**** Information provided ****
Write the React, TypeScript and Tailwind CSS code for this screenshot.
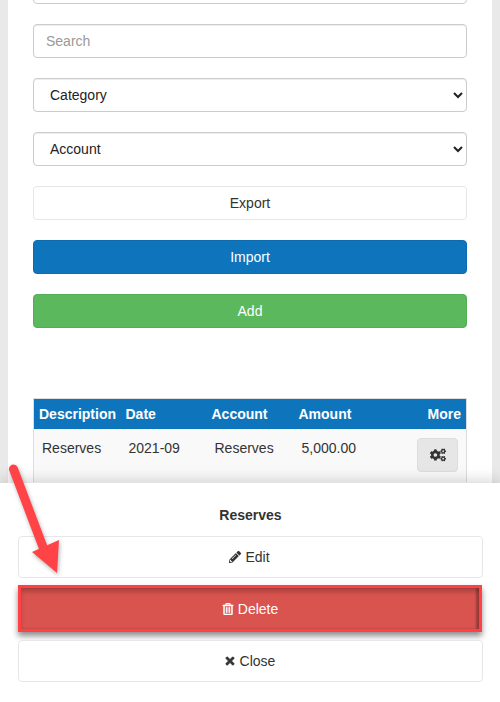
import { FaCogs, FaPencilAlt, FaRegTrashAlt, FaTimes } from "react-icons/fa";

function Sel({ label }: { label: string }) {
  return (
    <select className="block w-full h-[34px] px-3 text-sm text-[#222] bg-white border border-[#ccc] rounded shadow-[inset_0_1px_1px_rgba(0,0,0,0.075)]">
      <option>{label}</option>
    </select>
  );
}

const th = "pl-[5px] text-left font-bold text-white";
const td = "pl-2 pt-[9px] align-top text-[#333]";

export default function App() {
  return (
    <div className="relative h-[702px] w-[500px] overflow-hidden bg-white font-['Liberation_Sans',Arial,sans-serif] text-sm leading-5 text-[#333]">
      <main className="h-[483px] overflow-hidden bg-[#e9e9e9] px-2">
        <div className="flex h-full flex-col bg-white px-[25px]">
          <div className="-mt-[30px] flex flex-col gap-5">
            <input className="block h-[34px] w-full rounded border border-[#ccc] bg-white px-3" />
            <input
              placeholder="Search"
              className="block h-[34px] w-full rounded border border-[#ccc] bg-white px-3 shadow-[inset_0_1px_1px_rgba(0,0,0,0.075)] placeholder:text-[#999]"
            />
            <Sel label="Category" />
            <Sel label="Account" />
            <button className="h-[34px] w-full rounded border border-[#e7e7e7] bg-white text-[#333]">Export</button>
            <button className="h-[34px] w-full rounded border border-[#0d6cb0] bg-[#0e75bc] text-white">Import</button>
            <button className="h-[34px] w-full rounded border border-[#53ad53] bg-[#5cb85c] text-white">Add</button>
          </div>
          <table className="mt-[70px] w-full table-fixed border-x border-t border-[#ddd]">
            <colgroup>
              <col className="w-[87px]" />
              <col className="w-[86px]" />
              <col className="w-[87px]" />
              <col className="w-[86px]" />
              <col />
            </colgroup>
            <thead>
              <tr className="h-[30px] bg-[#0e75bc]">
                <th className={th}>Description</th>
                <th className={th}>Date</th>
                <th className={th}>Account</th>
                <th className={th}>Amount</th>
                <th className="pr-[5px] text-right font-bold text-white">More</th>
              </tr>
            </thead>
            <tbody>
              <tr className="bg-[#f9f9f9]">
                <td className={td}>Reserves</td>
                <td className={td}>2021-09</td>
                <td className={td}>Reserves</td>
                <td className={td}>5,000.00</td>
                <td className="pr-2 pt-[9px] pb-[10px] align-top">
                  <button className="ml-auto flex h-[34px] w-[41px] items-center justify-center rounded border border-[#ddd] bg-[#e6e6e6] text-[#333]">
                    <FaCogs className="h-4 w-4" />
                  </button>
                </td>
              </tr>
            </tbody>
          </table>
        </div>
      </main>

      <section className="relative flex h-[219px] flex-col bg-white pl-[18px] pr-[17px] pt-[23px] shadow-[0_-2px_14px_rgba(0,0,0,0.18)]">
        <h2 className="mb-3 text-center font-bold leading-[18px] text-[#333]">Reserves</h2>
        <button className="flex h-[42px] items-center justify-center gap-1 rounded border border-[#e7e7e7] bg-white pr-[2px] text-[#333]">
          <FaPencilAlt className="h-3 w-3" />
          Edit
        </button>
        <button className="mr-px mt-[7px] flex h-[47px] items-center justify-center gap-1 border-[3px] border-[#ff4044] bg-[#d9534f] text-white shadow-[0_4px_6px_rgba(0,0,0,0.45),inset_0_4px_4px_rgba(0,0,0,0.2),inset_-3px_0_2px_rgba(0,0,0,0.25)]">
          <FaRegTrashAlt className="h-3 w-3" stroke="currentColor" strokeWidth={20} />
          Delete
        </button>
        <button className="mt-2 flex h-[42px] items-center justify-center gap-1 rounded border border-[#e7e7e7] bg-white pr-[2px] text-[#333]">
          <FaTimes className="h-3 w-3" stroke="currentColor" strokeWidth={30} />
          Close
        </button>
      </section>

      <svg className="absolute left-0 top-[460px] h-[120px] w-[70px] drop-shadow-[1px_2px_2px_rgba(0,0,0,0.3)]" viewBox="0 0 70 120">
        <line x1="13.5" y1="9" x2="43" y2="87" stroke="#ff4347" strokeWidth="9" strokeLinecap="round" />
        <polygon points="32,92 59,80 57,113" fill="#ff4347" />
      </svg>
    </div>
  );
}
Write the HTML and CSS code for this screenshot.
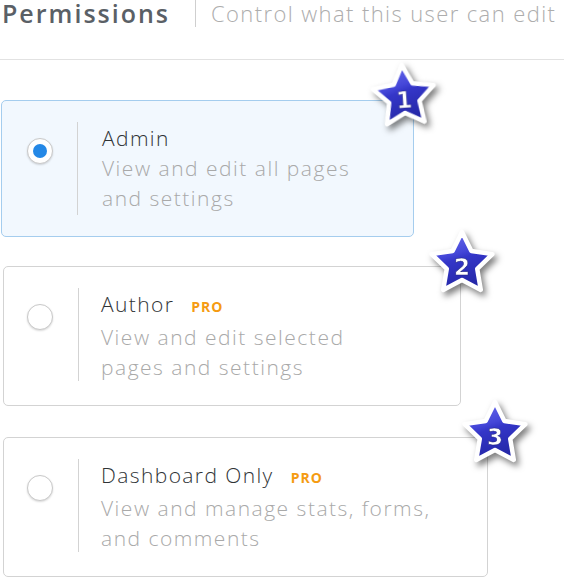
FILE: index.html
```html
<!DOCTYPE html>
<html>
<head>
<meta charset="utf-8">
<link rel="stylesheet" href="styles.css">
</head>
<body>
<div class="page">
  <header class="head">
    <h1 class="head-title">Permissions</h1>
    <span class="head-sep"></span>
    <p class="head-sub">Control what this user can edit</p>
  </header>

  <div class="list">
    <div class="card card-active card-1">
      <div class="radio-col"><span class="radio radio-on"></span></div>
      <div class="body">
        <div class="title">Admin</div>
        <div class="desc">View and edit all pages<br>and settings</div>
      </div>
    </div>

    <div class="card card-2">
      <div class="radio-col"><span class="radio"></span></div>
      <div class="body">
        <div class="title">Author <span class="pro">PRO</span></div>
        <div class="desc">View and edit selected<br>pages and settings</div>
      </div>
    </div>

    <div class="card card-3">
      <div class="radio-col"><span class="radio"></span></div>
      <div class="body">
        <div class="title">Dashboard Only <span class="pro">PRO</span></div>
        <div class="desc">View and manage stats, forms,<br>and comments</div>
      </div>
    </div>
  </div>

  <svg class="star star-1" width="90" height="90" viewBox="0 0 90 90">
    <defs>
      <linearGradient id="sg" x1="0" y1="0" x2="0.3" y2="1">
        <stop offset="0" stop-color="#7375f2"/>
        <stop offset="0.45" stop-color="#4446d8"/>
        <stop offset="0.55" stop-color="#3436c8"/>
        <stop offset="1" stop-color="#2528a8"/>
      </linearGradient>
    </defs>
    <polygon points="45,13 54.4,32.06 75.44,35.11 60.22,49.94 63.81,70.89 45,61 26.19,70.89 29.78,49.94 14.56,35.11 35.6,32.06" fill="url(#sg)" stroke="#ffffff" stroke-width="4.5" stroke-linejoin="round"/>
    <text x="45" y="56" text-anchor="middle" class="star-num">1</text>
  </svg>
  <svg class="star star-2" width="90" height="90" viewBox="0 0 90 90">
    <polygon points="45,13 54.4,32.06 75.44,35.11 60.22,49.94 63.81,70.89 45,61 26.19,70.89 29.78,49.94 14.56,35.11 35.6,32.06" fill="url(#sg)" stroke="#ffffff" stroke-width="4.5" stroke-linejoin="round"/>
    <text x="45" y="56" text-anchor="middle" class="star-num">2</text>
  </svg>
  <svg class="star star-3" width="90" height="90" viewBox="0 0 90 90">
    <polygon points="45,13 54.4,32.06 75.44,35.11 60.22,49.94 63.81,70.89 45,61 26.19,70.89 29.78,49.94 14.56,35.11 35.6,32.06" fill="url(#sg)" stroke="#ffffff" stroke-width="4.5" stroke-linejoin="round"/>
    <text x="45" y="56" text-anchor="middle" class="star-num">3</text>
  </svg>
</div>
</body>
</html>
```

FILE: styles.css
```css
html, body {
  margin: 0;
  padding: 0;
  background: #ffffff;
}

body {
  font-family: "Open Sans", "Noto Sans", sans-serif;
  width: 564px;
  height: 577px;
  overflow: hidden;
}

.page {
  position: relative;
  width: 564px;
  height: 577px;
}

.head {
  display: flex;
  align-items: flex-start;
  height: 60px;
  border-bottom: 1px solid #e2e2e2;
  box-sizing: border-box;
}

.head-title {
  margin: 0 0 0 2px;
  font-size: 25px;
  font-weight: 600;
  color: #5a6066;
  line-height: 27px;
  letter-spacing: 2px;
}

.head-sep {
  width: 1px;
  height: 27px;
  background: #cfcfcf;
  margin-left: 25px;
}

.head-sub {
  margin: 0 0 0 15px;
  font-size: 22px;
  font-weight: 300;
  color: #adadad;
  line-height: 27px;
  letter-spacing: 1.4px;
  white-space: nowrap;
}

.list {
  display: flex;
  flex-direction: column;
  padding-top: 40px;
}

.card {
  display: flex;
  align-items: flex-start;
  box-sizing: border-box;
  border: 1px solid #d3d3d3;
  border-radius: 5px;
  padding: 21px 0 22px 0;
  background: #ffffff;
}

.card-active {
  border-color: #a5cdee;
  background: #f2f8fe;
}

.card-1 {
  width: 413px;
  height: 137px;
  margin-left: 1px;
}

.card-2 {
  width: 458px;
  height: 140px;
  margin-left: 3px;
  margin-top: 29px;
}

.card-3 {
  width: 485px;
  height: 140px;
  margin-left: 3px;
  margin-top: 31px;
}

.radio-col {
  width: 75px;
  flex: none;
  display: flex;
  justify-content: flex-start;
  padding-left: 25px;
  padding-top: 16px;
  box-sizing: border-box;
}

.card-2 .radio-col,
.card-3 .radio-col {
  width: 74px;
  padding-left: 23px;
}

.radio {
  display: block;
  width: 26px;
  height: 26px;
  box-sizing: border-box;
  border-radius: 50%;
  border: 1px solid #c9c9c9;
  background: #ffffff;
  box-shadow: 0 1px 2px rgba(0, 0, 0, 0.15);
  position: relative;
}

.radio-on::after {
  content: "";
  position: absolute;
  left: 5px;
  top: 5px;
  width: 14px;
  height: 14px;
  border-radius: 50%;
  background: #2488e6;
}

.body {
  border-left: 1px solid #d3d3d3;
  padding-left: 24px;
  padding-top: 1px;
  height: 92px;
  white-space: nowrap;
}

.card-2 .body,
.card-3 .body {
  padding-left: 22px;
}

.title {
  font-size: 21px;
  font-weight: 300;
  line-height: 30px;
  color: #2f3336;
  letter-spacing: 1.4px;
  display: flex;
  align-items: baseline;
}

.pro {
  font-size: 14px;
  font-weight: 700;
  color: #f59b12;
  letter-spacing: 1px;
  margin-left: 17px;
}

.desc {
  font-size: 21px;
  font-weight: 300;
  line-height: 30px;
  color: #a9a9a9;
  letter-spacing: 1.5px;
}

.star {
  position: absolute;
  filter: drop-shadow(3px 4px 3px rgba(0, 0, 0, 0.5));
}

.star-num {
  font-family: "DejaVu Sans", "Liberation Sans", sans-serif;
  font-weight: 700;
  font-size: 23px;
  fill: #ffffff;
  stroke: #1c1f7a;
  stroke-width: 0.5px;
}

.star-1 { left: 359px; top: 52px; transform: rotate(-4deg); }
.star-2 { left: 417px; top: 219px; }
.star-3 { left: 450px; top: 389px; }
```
****
» **Exercise details**: Starting at the first line of the material, output exactly the lines up to and including the one with "FaPencilAlt, FaRegTrashAlt, FaTimes". Do not include the pictures.

» **Right answer**:
Write the React, TypeScript and Tailwind CSS code for this screenshot.
import { FaCogs, FaPencilAlt, FaRegTrashAlt, FaTimes } from "react-icons/fa";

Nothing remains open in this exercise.